Once the group forms a steering committee, it must document how its members will be able to help service members and their families and how they will get the word out about what they do.

For example, Blaine’s draft plan says that Blaine police officers will receive awareness training to aid in identifying service members and families who may benefit from the Yellow Ribbon program resources. When someone needs prayer, Kingswood Church will notify its church members in its “prayer chain link.” Blaine is also looking to put together a comprehensive list of business discounts offered to service members.

According to Denton, some communities can complete these tasks in six months. Some may take two years. It all depends on how quickly they can fill out their paperwork. Blaine’s kickoff meeting was in late April 2011.

In the meantime, the Blaine Beyond the Yellow Ribbon steering committee has been able to help people, according to Olson. For example, it donated $700 worth of Christmas presents and money to some military families. Volunteers have chipped in on yard work, plowing snow, putting together care packages, tutoring students and much more.

Olson echoed Denton in saying that many of these volunteer activities were already happening, but the Yellow Ribbon committee gave the Beyond the Yellow Ribbon’s family assistance centers a more comprehensive look at who could help out.
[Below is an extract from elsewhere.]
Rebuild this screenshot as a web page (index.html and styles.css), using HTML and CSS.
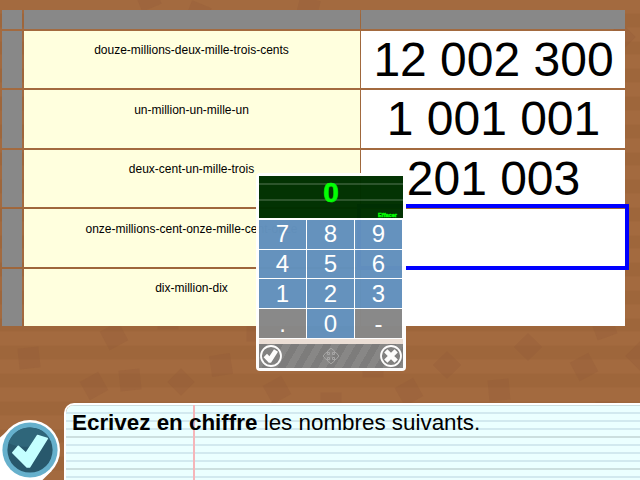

Although Blaine and its neighbor Spring Lake Park have worked on becoming Yellow Ribbon communities on their own, Denton said it is not unusual for more than one community to work together on this.

Bayport, Bayport Township, Oak Park Heights and West Lakeland Township worked together, for example, and nine communities formed the Central Minnesota Warrior to Citizen Initiative, he said.

“If one community is lacking in one area, other communities can help pick up the slack,” Denton said.

These five communities could also help people outside their cities, he said.